• _Directive_:
Leave out the pictures, and write out exactly the lines from the beginning of the material to the line holding "FaExpandArrowsAlt, FaTimes, FaCheck", that line included, and nothing else.

• _Data block_:
* begin *
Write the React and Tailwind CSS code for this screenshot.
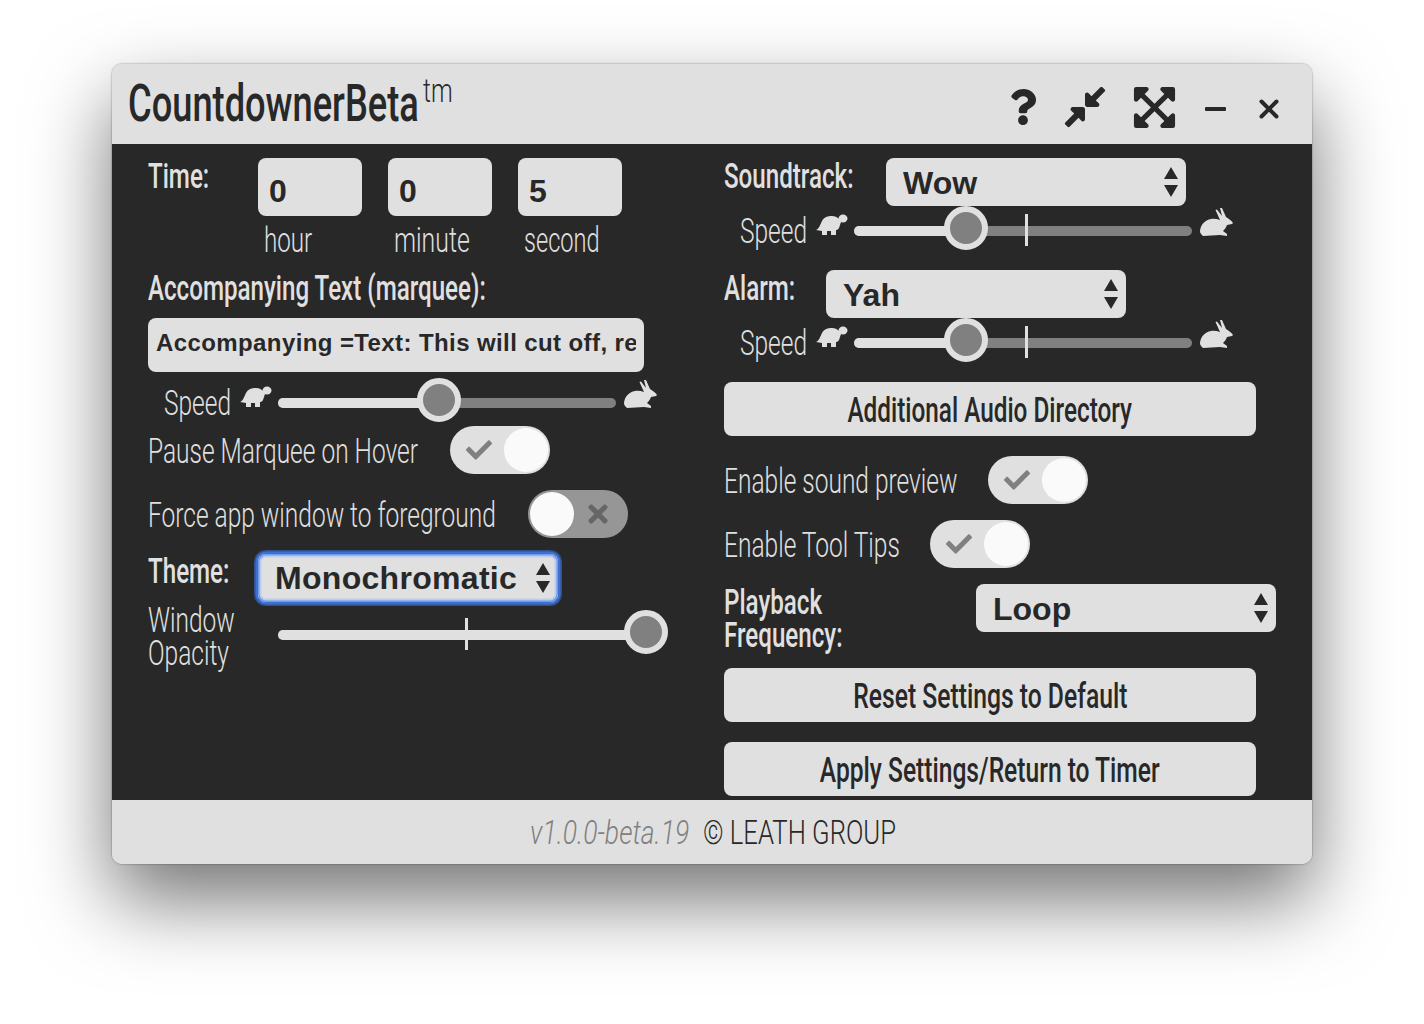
import React from 'react';
import { FaQuestion, FaCompressAlt, FaExpandArrowsAlt, FaTimes, FaCheck } from 'react-icons/fa';

const Nar = ({ children, className = '' }) => (
  <span className={`inline-block origin-left whitespace-nowrap font-['Roboto',sans-serif] ${className}`}>{children}</span>
);

// thin condensed label
const Label = ({ children, scale = 'scale-x-[0.7]' }) => (
  <Nar className={`text-[35px] leading-[32px] font-light text-[#e0e0e0] ${scale}`}>{children}</Nar>
);

// heavier condensed heading
const Heading = ({ children, scale = 'scale-x-[0.69]' }) => (
  <Nar className={`text-[35px] leading-[32px] font-medium text-[#e0e0e0] ${scale}`}>{children}</Nar>
);

const Turtle = () => (
  <svg width="32" height="22" viewBox="0 0 32 22" fill="#e0e0e0" className="shrink-0">
    <path d="M0 16 C3 15 4 11 6 7 C8 3 12 2 16 2 C19 2 21 3 23 5 L25 8 L23 14 C22 16 20 16 20 16 L20 21 L15 21 L15 17 L11 17 L11 21 L6 21 L6 17 Z" />
    <ellipse cx="27" cy="4.5" rx="4.5" ry="4" />
  </svg>
);

const Rabbit = () => (
  <svg width="33" height="29" viewBox="0 0 33 29" fill="#e0e0e0" className="shrink-0">
    <path d="M0 24 C0 17 5 12 11 11 C14 10.5 17 11 20 12 L15.5 2 L17 1.5 L22 8 L20 0 L22 0 L26 9 C29 11 32 13 33 15 L32 16 L27 17 C26 20 24 22 23 23 L27 26 L27 28 L20 27 L3 28 L1 26 Z" />
  </svg>
);

const Slider = ({ value, width = 338, tick }) => (
  <div className="relative h-[10px] rounded-full bg-[#808080] shrink-0" style={{ width }}>
    <div className="h-full rounded-full bg-[#e0e0e0]" style={{ width: value }} />
    {tick != null && <div className="absolute top-[-12px] h-[32px] w-[3px] bg-[#e0e0e0]" style={{ left: tick }} />}
    <div
      className="absolute top-[-20px] h-[44px] w-[44px] -ml-[22px] rounded-full border-[6px] border-[#e0e0e0] bg-[#808080]"
      style={{ left: value }}
    />
  </div>
);

const SpeedRow = ({ value, tick, className = '' }) => (
  <div className={`flex items-center h-[44px] pl-[16px] ${className}`}>
    <div className="w-[76px] shrink-0 pt-[2px]"><Label>Speed</Label></div>
    <div className="w-[38px] shrink-0 -mt-[12px]"><Turtle /></div>
    <Slider value={value} tick={tick} />
    <div className="ml-[8px] -mt-[18px]"><Rabbit /></div>
  </div>
);

const Toggle = ({ on }) => (
  <div className={`relative h-[48px] w-[100px] shrink-0 rounded-full ${on ? 'bg-[#e0e0e0]' : 'bg-[#969696]'}`}>
    <div className={`absolute top-[2px] h-[44px] w-[44px] rounded-full bg-[#fafafa] ${on ? 'right-[2px]' : 'left-[2px]'}`} />
    {on ? (
      <FaCheck className="absolute left-[16px] top-[11px] text-[#808080]" size={26} />
    ) : (
      <FaTimes className="absolute right-[16px] top-[10px] text-[#666666]" size={28} />
    )}
  </div>
);

const ToggleRow = ({ children, labelWidth, on, className = '' }) => (
  <div className={`flex items-center h-[48px] ${className}`}>
    <div className="shrink-0 pt-[4px]" style={{ width: labelWidth }}><Label>{children}</Label></div>
    <Toggle on={on} />
  </div>
);

const Select = ({ value, focused }) => (
  <div
    className={`relative h-[48px] w-[300px] shrink-0 rounded-[8px] bg-[#e0e0e0] ${
      focused
        ? 'shadow-[inset_0_0_0_1.5px_#6f9be8,inset_0_0_0_3.5px_#bccdee,0_0_0_2.5px_#3f6fd0,0_0_0_4px_#30508f]'
        : ''
    }`}
  >
    <select
      defaultValue={value}
      className={`h-full w-full appearance-none bg-transparent font-['Liberation_Sans',Arial,sans-serif] text-[32px] font-bold text-[#282828] outline-none ${
        focused ? 'pl-[17px] pb-[2px] tracking-[0.3px]' : 'pl-[17px] pt-[1px]'
      }`}
    >
      <option>{value}</option>
    </select>
    <svg
      width="16"
      height="32"
      viewBox="0 0 16 32"
      fill="#282828"
      className="absolute right-[7px] top-1/2 -translate-y-1/2"
    >
      <path d="M8 1 L15 13 L1 13 Z M1 19 L15 19 L8 31 Z" />
    </svg>
  </div>
);

const Button = ({ children, scale, className = '' }) => (
  <button className={`flex h-[54px] w-[532px] items-center justify-center rounded-[8px] bg-[#e0e0e0] pt-[4px] ${className}`}>
    <span className={`inline-block origin-center whitespace-nowrap font-['Roboto',sans-serif] text-[35px] leading-[32px] font-medium text-[#282828] ${scale}`}>
      {children}
    </span>
  </button>
);

const TimeBox = ({ value, unit, scale }) => (
  <div className="w-[104px] shrink-0">
    <input
      defaultValue={value}
      className="h-[58px] w-full rounded-[8px] bg-[#e0e0e0] pl-[11px] pt-[9px] font-['Liberation_Sans',Arial,sans-serif] text-[32px] font-bold text-[#282828] outline-none"
    />
    <div className="mt-[9px] pl-[6px]"><Label scale={scale}>{unit}</Label></div>
  </div>
);

const App = () => {
  return (
    <div className="flex h-[1024px] w-[1424px] justify-center overflow-hidden bg-white pt-[64px]">
      <div className="flex h-[800px] w-[1200px] flex-col overflow-hidden rounded-[10px] shadow-[0_36px_80px_rgba(0,0,0,0.55),0_0_2px_rgba(0,0,0,0.5)]">
        {/* title bar */}
        <div className="flex h-[80px] shrink-0 items-center bg-[#e0e0e0] pl-[16px] text-[#282828]">
          <div className="w-[290px] shrink-0">
            <Nar className="text-[52px] leading-[60px] font-medium scale-x-[0.697]">CountdownerBeta</Nar>
          </div>
          <div className="ml-[5px] w-[585px] -mt-[28px] shrink-0">
            <Nar className="text-[34px] leading-[40px] font-light scale-x-[0.72]">tm</Nar>
          </div>
          <FaQuestion size={36} className="-ml-[3px] mt-[6px] shrink-0" />
          <FaCompressAlt size={46} className="ml-[21px] mt-[6px] shrink-0" />
          <FaExpandArrowsAlt size={47} className="ml-[23px] mt-[6px] shrink-0" />
          <div className="ml-[27px] mt-[10px] h-[4px] w-[21px] shrink-0 rounded-[1px] bg-[#282828]" />
          <svg width="20" height="20" viewBox="0 0 20 20" className="ml-[33px] mt-[10px] shrink-0" stroke="#282828" strokeWidth="4" strokeLinecap="round">
            <path d="M2.5 2.5 L17.5 17.5 M17.5 2.5 L2.5 17.5" />
          </svg>
        </div>

        {/* settings */}
        <div className="flex flex-1 bg-[#282828] pl-[36px] pt-[14px]">
          <div className="w-[576px] shrink-0">
            <div className="flex h-[110px]">
              <div className="w-[110px] shrink-0 pt-[3px]"><Heading>Time:</Heading></div>
              <div className="flex gap-[26px]">
                <TimeBox value="0" unit="hour" scale="scale-x-[0.69]" />
                <TimeBox value="0" unit="minute" scale="scale-x-[0.71]" />
                <TimeBox value="5" unit="second" scale="scale-x-[0.675]" />
              </div>
            </div>
            <div className="h-[50px] pt-[5px]"><Heading>Accompanying Text (marquee):</Heading></div>
            <input
              defaultValue="Accompanying =Text: This will cut off, rest of it"
              className="block h-[54px] w-[496px] rounded-[8px] bg-[#e0e0e0] px-[8px] pb-[5px] font-['Liberation_Sans',Arial,sans-serif] text-[24px] font-bold tracking-[0.4px] text-[#282828] outline-none"
            />
            <SpeedRow value={161} className="mt-[9px]" />
            <ToggleRow labelWidth={302} on className="mt-[1px]">Pause Marquee on Hover</ToggleRow>
            <ToggleRow labelWidth={380} on={false} className="mt-[16px]">Force app window to foreground</ToggleRow>
            <div className="mt-[16px] flex h-[48px] items-center">
              <div className="w-[110px] shrink-0 -mt-[11px]"><Heading>Theme:</Heading></div>
              <Select value="Monochromatic" focused />
            </div>
            <div className="mt-[2px] flex">
              <div className="w-[130px] shrink-0 pt-[1px]">
                <div><Label>Window</Label></div>
                <div><Label>Opacity</Label></div>
              </div>
              <div className="pt-[26px]">
                <Slider value={368} width={368} tick={187} />
              </div>
            </div>
          </div>

          <div className="w-[560px] shrink-0">
            <div className="flex h-[48px]">
              <div className="w-[162px] shrink-0 pt-[3px]"><Heading>Soundtrack:</Heading></div>
              <Select value="Wow" />
            </div>
            <SpeedRow value={112} tick={171} className="mt-[3px]" />
            <div className="mt-[17px] flex h-[48px]">
              <div className="w-[102px] shrink-0 pt-[3px]"><Heading>Alarm:</Heading></div>
              <Select value="Yah" />
            </div>
            <SpeedRow value={112} tick={171} className="mt-[3px]" />
            <Button className="mt-[17px]" scale="scale-x-[0.695]">Additional Audio Directory</Button>
            <ToggleRow labelWidth={264} on className="mt-[20px]">Enable sound preview</ToggleRow>
            <ToggleRow labelWidth={206} on className="mt-[16px]">Enable Tool Tips</ToggleRow>
            <div className="mt-[16px] flex h-[48px]">
              <div className="w-[252px] shrink-0 pt-[3px]">
                <div><Heading>Playback</Heading></div>
                <div><Heading>Frequency:</Heading></div>
              </div>
              <Select value="Loop" />
            </div>
            <Button className="mt-[36px]" scale="scale-x-[0.705]">Reset Settings to Default</Button>
            <Button className="mt-[20px]" scale="scale-x-[0.703]">Apply Settings/Return to Timer</Button>
          </div>
        </div>

        {/* footer */}
        <div className="flex h-[64px] shrink-0 items-center bg-[#e0e0e0] pl-[418px]">
          <div className="w-[173px] shrink-0">
            <Nar className="text-[34px] font-light italic text-[#808080] scale-x-[0.78]">v1.0.0-beta.19</Nar>
          </div>
          <Nar className="text-[34px] font-light text-[#282828] scale-x-[0.755]">© LEATH GROUP</Nar>
        </div>
      </div>
    </div>
  );
};

export default App;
* end *
• _Exercise response_:
Write the React and Tailwind CSS code for this screenshot.
import React from 'react';
import { FaQuestion, FaCompressAlt, FaExpandArrowsAlt, FaTimes, FaCheck } from 'react-icons/fa';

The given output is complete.